Then, when the clouds are off the soul,
When thou dost bask in Nature’s eye,
Ask, how she view’d thy self-control,
Thy struggling task’d morality…
…‘Ah child,’ she cries, ‘that strife divine –
Whence was it, for it is not mine?’…
…’I saw it in some other place.
– T’was when the heavenly house I trod.
And lay upon the breast of God.’
– Matthew Arnold, Morality
Largely forgotten today, Matthew Arnold was once hailed with Tennyson and Browning as one of the great Victorian poets.
He was born in Laleham, England, on the 24th of December 1822, the son of Thomas Arnold, who would become headmaster of the famous Rugby School just a few years later. Matthew himself was well-educated, completing his secondary schooling at Rugby before going on to Oxford. He became a private secretary in 1847, but the wages were inadequate to support a family, so in 1851 he became an Inspector of Schools, marrying Frances Lucy Wightman, daughter of a Justice of the Queen’s Bench, just a few months later.
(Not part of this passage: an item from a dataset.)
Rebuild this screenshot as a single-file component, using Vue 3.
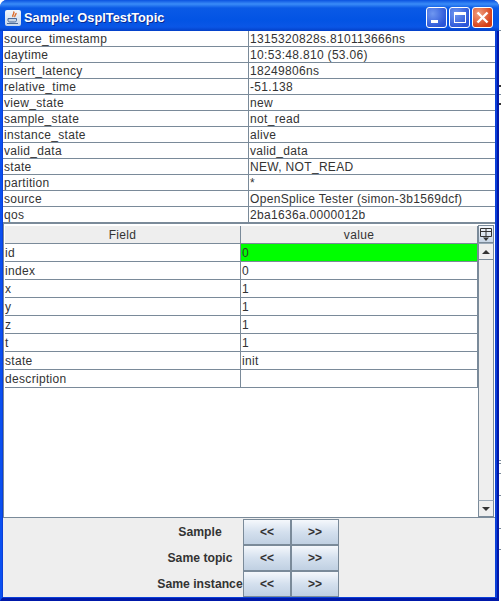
<script setup>
const meta = [
  ['source_timestamp', '1315320828s.810113666ns'],
  ['daytime', '10:53:48.810 (53.06)'],
  ['insert_latency', '18249806ns'],
  ['relative_time', '-51.138'],
  ['view_state', 'new'],
  ['sample_state', 'not_read'],
  ['instance_state', 'alive'],
  ['valid_data', 'valid_data'],
  ['state', 'NEW, NOT_READ'],
  ['partition', '*'],
  ['source', 'OpenSplice Tester (simon-3b1569dcf)'],
  ['qos', '2ba1636a.0000012b'],
]
const fields = [
  ['id', '0', true],
  ['index', '0'],
  ['x', '1'],
  ['y', '1'],
  ['z', '1'],
  ['t', '1'],
  ['state', 'init'],
  ['description', ''],
]
const navs = ['Sample', 'Same topic', 'Same instance']
</script>

<template>
  <div class="desk">
    <div class="window">
      <div class="titlebar">
        <div class="appicon">
          <svg width="16" height="16" viewBox="0 0 16 16">
            <path d="M8.500 1.500C10.500 3.500 6.500 4.500 8 7M11 3C11.500 4.500 9 5.500 10 7" fill="none" stroke="#dc6a28" stroke-width="1.400" />
            <path d="M3 8.500H11.500V10.500C11.500 11.500 10.500 12 9.500 12H5C4 12 3 11.500 3 10.500Z" fill="#c4d2e6" stroke="#4a6a9a" />
            <path d="M2 13.500H13" stroke="#4a6a9a" />
          </svg>
        </div>
        <span class="title">Sample: OsplTestTopic</span>
        <div class="controls">
          <div class="ctl blue"><span class="min"></span></div>
          <div class="ctl blue"><span class="max"></span></div>
          <div class="ctl red">
            <svg width="13" height="13" viewBox="0 0 13 13"><path d="M1.500 1.500L11.500 11.500M11.500 1.500L1.500 11.500" stroke="#fff" stroke-width="2.400" /></svg>
          </div>
        </div>
      </div>
      <div class="body">
        <div class="meta">
          <div v-for="m in meta" :key="m[0]" class="mrow">
            <div class="mkey">{{ m[0] }}</div>
            <div class="mval">{{ m[1] }}</div>
          </div>
        </div>
        <div class="tablewrap">
          <div class="tablearea">
            <div class="thead">
              <div class="th first">Field</div>
              <div class="th second">value</div>
            </div>
            <div class="tbody">
              <div v-for="f in fields" :key="f[0]" class="frow">
                <div class="fkey">{{ f[0] }}</div>
                <div class="fval" :class="{ hl: f[2] }">{{ f[1] }}</div>
              </div>
            </div>
          </div>
          <div class="scroll">
            <div class="corner">
              <svg width="14" height="15" viewBox="0 0 14 15">
                <path d="M1.500 1.500H12.500V9.500H1.500ZM1.500 4.500H12.500M7 1.500V9.500" fill="none" stroke="#333" />
                <path d="M4 10.500H10L7 14Z" fill="#333" />
              </svg>
            </div>
            <div class="sbtn"><span class="up"></span></div>
            <div class="track"></div>
            <div class="sbtn bottom"><span class="down"></span></div>
          </div>
        </div>
        <div class="nav">
          <div v-for="n in navs" :key="n" class="navrow">
            <div class="navlabel">{{ n }}</div>
            <button class="btn">&lt;&lt;</button>
            <button class="btn">&gt;&gt;</button>
          </div>
        </div>
      </div>
    </div>
    <div class="behind"></div>
  </div>
</template>

<style>
html, body { margin: 0; background: #fff; }
</style>

<style scoped>
.desk {
  width: 501px;
  height: 601px;
  overflow: hidden;
  font-family: "Liberation Sans", Arial, sans-serif;
  display: flex;
}
.behind {
  width: 2px;
  height: 601px;
  flex: none;
  background:
    linear-gradient(#7a8a99, #7a8a99) 0 30px / 2px 1px no-repeat,
    linear-gradient(#333, #333) 0 85px / 2px 2px no-repeat,
    linear-gradient(#7a8a99, #7a8a99) 0 94px / 2px 1px no-repeat,
    linear-gradient(#333, #333) 0 103px / 2px 2px no-repeat,
    linear-gradient(#7a8a99, #7a8a99) 0 460px / 2px 1px no-repeat,
    linear-gradient(#7a8a99, #7a8a99) 0 463px / 2px 1px no-repeat,
    linear-gradient(#7a8a99, #7a8a99) 0 473px / 2px 1px no-repeat,
    linear-gradient(#7a8a99, #7a8a99) 0 495px / 2px 1px no-repeat,
    linear-gradient(#7a8a99, #7a8a99) 0 528px / 2px 1px no-repeat,
    linear-gradient(#7a8a99, #7a8a99) 0 549px / 2px 1px no-repeat;
}
.window {
  width: 499px;
  height: 601px;
  flex: none;
  background: #0a3fd8;
  border-radius: 7px 7px 0 0;
  box-sizing: border-box;
  padding: 0 2px 1px 1px;
  display: flex;
  flex-direction: column;
  border-left: 2px solid #0a50f0;
  border-right: 2px solid #0018a8;
  border-bottom: 3px solid #0018a8;
}
.titlebar {
  height: 31px;
  flex: none;
  margin: 0 -4px 0 -3px;
  padding: 4px 6px 0 5px;
  box-sizing: border-box;
  border-radius: 7px 7px 0 0;
  background: linear-gradient(#0a52e0 0, #3a8cf8 4px, #0a5ae6 8px, #0354e4 20px, #0a56e6 27px, #0340c8 31px);
  display: flex;
  align-items: center;
  gap: 3px;
}
.appicon {
  width: 16px;
  height: 16px;
  background: linear-gradient(#f2f6fc, #c8d6ea);
  border-radius: 2px;
}
.title {
  color: #fff;
  font-weight: bold;
  font-size: 12.800px;
  text-shadow: 1px 1px 0 #0a2a90;
  flex: 1;
}
.controls { display: flex; gap: 2px; }
.ctl {
  width: 21px;
  height: 21px;
  box-sizing: border-box;
  border: 1px solid #fff;
  border-radius: 3px;
  position: relative;
  display: flex;
  align-items: center;
  justify-content: center;
}
.blue { background: radial-gradient(circle at 30% 30%, #6f97f0, #2b56d8 75%); }
.red { background: radial-gradient(circle at 30% 30%, #f0a080, #d63c14 75%); }
.min {
  position: absolute;
  left: 4px;
  bottom: 4px;
  width: 7px;
  height: 3px;
  background: #fff;
}
.max {
  width: 12px;
  height: 11px;
  box-sizing: border-box;
  border: 1px solid #fff;
  border-top-width: 3px;
}
.body {
  flex: 1;
  min-height: 0;
  background: #eeeeee;
  display: flex;
  flex-direction: column;
  color: #333;
}
.meta { background: #fff; flex: none; }
.mrow {
  display: flex;
  height: 16px;
  box-sizing: border-box;
  border-bottom: 1px solid #7a8a99;
  font-size: 12px;
  line-height: 17px;
  letter-spacing: 0.320px;
}
.mkey {
  width: 246px;
  flex: none;
  box-sizing: border-box;
  padding-left: 1px;
  border-right: 1px solid #7a8a99;
}
.mval { padding-left: 1px; }
.tablewrap {
  display: flex;
  height: 295px;
  flex: none;
  box-sizing: border-box;
  border-top: 1px solid #7a8a99;
  border-bottom: 1px solid #7a8a99;
  border-left: 1px solid #7a8a99;
  padding: 1px 1px 0 1px;
  background: #fff;
}
.tablearea { flex: 1; min-width: 0; }
.thead { display: flex; height: 19px; background: #eeeeee; box-sizing: border-box; border-bottom: 1px solid #7a8a99; border-top: 1px solid #fff; }
.th {
  font-size: 12px;
  line-height: 18px;
  text-align: center;
  box-sizing: border-box;
  letter-spacing: 0.320px;
}
.first { width: 236px; border-right: 1px solid #7a8a99; }
.second { flex: 1; border-right: 1px solid #7a8a99; }
.frow {
  display: flex;
  height: 18px;
  box-sizing: border-box;
  border-bottom: 1px solid #7a8a99;
  font-size: 12px;
  line-height: 19px;
  letter-spacing: 0.320px;
}
.fkey {
  width: 236px;
  flex: none;
  box-sizing: border-box;
  border-right: 1px solid #7a8a99;
}
.fval {
  flex: 1;
  padding-left: 1px;
  border-right: 1px solid #7a8a99;
}
.hl { background: #00ff00; }
.scroll {
  width: 16px;
  flex: none;
  display: flex;
  flex-direction: column;
  background: #eeeeee;
}
.corner {
  height: 18px;
  box-sizing: border-box;
  background: linear-gradient(#f4f7fb, #c8d6e6);
  border: 1px solid #7a8a99;
  display: flex;
  align-items: center;
  justify-content: center;
}
.sbtn {
  height: 17px;
  flex: none;
  box-sizing: border-box;
  background: #eeeeee;
  border: 1px solid #7a8a99;
  border-top-color: #9aa8b6;
  display: flex;
  align-items: center;
  justify-content: center;
}
.track { flex: 1; background: #eeeeee; border-left: 1px solid #7a8a99; border-right: 1px solid #7a8a99; }
.up { width: 0; height: 0; border: 4px solid transparent; border-top: 0; border-bottom: 4px solid #333; }
.down { width: 0; height: 0; border: 4px solid transparent; border-bottom: 0; border-top: 4px solid #333; }
.nav {
  flex: 1;
  display: flex;
  flex-direction: column;
  align-items: center;
  padding-top: 1px;
}
.navrow { display: flex; height: 26px; align-items: stretch; margin-right: 2px; }
.navlabel {
  width: 86px;
  box-sizing: border-box;
  font-size: 12.200px;
  font-weight: bold;
  line-height: 26px;
  text-align: center;
  white-space: nowrap;
}
.btn {
  width: 48px;
  height: 26px;
  margin: 0;
  padding: 0;
  box-sizing: border-box;
  border: 1px solid #7a8a99;
  background: linear-gradient(#f5f8fc, #d4e0ee 50%, #c0d0e2);
  font-family: inherit;
  font-size: 12px;
  font-weight: bold;
  color: #333;
}
</style>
His career enabled him to travel extensively throughout England on the newly-established railway network, and while he did not particularly enjoy his career he took advantage of the time it provided for the composition of poetry.
Unlike his contemporaries, Arnold leaned less towards the Romantic style and towards are more critical examination of concepts and ideas, as well as the retelling of several Classical tales (which, having a very limited background in Classics, I find rather difficult to follow). He was at times particularly critical of the popular idea of humans as no more (or less) than a part of nature: while he evidently loved nature and appreciated its beauty he recognised certain traits as being unique and, in his view, precious to humanity. These included the capacity for morality and moral accountability, and an awareness of our own individuality and mortality. Morality, mortality, and the contrast (although not necessarily conflict) between nature and humanity are recurring themes in Arnold’s poetry.
Arnold died on the 15th of April 1888 in Liverpool, England.
But often, in the world’s most crowded streets,
But often, in the din of strife,
There rises an unspeakable desire
After the knowledge of our buried life,
A thirst to spend our fire and restless force
In tracking out our true, original course;
A longing to inquire
Into the mystery of this heart that beats
So wild and deep in us, to know
Whence our thoughts come and where they go.
– Matthew Arnold, The Buried Life
Have you encountered the works of Matthew Arnold before? What did you make of them?